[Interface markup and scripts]
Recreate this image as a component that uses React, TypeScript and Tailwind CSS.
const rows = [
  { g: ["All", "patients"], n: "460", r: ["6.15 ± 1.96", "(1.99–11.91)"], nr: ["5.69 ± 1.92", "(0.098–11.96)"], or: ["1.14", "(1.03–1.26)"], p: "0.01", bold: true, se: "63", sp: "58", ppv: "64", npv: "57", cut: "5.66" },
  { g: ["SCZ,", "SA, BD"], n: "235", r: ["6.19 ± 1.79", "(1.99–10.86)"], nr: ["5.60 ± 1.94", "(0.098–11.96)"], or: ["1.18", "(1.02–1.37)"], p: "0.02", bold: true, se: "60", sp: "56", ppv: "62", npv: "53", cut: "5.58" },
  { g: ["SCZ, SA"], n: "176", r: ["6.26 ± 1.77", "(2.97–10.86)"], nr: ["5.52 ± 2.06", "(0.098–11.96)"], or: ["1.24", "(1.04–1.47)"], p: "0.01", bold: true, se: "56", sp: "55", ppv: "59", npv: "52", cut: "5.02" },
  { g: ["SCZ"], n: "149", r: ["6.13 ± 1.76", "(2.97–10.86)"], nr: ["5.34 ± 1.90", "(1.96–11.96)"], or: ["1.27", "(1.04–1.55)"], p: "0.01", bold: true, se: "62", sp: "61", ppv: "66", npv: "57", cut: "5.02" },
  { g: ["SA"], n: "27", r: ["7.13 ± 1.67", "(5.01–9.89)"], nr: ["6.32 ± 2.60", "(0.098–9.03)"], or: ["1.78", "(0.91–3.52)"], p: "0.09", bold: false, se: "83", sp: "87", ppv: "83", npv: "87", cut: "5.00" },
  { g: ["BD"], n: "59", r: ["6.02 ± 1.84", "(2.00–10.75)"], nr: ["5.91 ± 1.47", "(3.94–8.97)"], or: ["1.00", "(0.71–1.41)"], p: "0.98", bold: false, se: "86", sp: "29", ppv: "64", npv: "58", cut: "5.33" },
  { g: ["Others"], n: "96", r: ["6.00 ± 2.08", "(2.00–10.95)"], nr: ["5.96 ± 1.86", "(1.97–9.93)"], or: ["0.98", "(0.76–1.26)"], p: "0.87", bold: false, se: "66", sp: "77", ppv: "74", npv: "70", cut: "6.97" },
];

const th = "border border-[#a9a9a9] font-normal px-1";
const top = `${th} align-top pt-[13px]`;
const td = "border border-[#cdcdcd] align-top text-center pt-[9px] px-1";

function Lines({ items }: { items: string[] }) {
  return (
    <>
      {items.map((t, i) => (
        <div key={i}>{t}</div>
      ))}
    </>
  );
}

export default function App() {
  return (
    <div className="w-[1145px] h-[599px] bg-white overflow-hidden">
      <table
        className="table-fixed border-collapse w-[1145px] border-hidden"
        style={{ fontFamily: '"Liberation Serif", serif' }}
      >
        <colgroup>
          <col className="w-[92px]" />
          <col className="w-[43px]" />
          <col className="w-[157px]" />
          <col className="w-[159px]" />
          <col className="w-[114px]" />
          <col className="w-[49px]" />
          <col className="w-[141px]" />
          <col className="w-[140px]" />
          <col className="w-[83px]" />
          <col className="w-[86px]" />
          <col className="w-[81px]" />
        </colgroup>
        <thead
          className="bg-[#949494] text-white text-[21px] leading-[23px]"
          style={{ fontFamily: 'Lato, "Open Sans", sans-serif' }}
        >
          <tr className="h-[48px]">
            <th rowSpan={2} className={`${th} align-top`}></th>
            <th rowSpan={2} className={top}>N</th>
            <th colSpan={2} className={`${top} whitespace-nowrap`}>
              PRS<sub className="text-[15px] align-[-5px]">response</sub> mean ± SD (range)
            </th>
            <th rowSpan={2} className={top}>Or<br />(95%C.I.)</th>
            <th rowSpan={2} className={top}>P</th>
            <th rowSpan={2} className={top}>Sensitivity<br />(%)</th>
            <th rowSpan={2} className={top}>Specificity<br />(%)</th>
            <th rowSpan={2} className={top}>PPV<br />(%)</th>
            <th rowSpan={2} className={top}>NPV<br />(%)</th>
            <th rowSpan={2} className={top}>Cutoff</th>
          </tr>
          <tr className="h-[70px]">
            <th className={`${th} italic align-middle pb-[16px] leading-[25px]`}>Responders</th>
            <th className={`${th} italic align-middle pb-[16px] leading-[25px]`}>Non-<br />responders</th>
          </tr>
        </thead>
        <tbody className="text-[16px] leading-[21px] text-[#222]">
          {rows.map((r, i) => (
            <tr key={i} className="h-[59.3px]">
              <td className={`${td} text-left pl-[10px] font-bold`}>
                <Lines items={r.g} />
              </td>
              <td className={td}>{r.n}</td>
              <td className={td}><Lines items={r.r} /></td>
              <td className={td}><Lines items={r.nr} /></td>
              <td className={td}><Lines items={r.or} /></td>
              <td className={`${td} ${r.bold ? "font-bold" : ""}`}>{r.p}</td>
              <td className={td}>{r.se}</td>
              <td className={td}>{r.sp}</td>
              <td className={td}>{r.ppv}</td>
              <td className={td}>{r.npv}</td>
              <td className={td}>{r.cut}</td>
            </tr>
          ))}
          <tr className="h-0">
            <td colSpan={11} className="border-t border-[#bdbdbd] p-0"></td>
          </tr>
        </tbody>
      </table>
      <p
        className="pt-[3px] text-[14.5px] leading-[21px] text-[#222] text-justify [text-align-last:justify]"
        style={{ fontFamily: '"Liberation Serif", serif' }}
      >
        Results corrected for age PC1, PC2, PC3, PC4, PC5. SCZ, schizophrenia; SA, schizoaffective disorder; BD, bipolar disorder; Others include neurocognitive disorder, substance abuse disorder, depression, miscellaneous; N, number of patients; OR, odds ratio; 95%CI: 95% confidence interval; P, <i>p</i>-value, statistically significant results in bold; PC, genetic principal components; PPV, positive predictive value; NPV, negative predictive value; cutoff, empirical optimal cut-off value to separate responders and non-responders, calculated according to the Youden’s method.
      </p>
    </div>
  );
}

--

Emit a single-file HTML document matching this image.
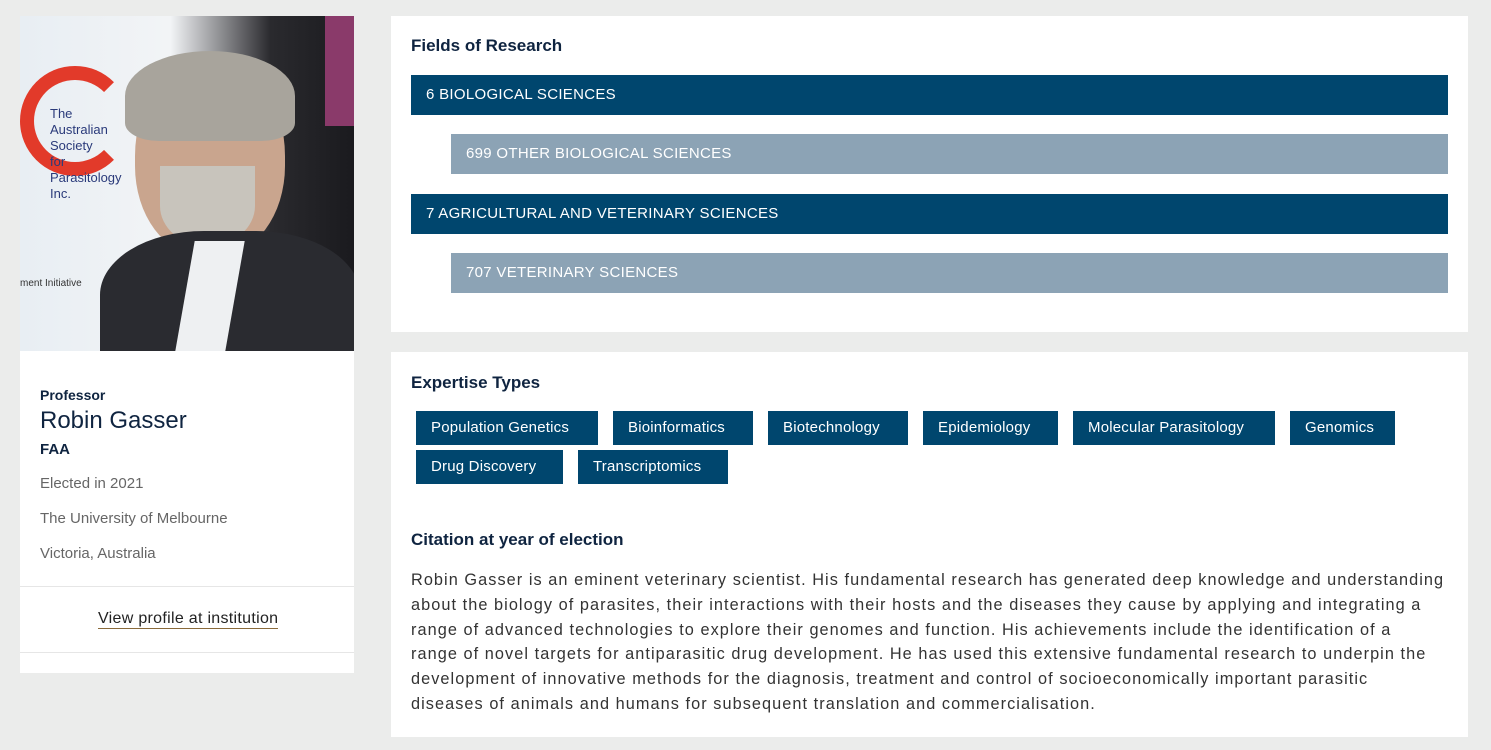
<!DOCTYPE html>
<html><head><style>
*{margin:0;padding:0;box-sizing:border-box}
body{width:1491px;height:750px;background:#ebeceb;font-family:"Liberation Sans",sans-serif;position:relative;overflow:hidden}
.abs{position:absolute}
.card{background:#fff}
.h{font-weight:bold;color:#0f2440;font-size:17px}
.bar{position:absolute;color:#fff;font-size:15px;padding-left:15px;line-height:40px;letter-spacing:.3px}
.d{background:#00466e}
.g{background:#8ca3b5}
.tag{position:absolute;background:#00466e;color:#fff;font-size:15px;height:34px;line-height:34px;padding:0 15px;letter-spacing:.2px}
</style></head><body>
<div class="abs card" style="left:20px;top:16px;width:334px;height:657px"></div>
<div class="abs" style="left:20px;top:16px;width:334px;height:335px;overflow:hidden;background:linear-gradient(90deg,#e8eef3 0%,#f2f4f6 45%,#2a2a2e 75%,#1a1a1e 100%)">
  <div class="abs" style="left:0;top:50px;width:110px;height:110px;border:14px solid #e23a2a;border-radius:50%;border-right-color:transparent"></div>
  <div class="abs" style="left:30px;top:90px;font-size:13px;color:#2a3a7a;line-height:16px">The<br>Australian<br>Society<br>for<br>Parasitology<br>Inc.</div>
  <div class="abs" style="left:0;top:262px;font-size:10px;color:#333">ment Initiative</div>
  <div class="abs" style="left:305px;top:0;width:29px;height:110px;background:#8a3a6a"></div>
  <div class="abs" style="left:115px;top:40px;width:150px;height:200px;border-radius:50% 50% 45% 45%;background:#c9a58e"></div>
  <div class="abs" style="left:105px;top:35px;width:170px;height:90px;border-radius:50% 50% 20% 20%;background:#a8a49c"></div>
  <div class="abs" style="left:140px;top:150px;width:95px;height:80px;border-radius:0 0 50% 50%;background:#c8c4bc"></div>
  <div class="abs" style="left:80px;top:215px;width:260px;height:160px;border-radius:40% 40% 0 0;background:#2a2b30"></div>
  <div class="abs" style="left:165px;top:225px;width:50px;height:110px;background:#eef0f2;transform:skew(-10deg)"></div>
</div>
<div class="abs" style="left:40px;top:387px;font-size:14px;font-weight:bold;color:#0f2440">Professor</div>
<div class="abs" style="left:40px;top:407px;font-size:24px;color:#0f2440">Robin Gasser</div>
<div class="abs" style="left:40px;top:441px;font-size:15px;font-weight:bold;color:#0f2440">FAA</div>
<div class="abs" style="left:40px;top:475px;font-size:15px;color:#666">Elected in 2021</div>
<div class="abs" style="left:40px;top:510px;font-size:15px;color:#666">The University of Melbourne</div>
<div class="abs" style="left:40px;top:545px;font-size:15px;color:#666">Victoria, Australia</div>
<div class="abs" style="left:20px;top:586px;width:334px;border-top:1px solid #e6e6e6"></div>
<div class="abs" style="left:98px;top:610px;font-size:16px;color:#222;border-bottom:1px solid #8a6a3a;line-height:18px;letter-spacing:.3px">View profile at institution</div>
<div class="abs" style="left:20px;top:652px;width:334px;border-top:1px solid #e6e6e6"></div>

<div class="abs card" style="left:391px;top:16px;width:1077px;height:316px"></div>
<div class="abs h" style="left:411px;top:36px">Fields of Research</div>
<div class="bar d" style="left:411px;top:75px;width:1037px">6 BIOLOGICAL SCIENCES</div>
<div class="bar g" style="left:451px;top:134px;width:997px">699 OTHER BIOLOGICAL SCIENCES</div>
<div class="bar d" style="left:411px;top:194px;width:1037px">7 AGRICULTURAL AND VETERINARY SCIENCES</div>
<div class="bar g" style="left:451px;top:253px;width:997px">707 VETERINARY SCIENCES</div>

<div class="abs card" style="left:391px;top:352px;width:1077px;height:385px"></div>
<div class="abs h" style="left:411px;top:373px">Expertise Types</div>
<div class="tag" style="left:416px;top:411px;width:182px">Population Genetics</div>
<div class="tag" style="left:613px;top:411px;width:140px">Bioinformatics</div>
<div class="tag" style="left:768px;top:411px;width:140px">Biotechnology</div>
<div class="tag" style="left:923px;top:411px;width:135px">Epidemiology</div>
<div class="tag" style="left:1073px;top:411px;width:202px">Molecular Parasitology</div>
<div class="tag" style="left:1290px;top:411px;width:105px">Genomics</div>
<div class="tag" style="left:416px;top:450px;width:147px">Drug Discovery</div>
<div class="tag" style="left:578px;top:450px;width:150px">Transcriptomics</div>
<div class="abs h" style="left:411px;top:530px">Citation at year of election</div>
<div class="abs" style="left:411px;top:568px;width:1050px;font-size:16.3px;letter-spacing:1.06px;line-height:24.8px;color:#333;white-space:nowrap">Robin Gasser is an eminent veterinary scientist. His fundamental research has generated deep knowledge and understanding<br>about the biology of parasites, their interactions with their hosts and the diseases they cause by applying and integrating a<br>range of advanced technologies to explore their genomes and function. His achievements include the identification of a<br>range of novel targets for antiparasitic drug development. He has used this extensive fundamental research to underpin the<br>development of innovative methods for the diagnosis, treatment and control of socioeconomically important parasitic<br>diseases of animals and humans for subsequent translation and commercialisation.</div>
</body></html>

Exercise task >> Note each line of the entries that has "image" in it, and copy those lines.

Answer to this task >>
Recreate this image as a component that uses React, TypeScript and Tailwind CSS.
Emit a single-file HTML document matching this image.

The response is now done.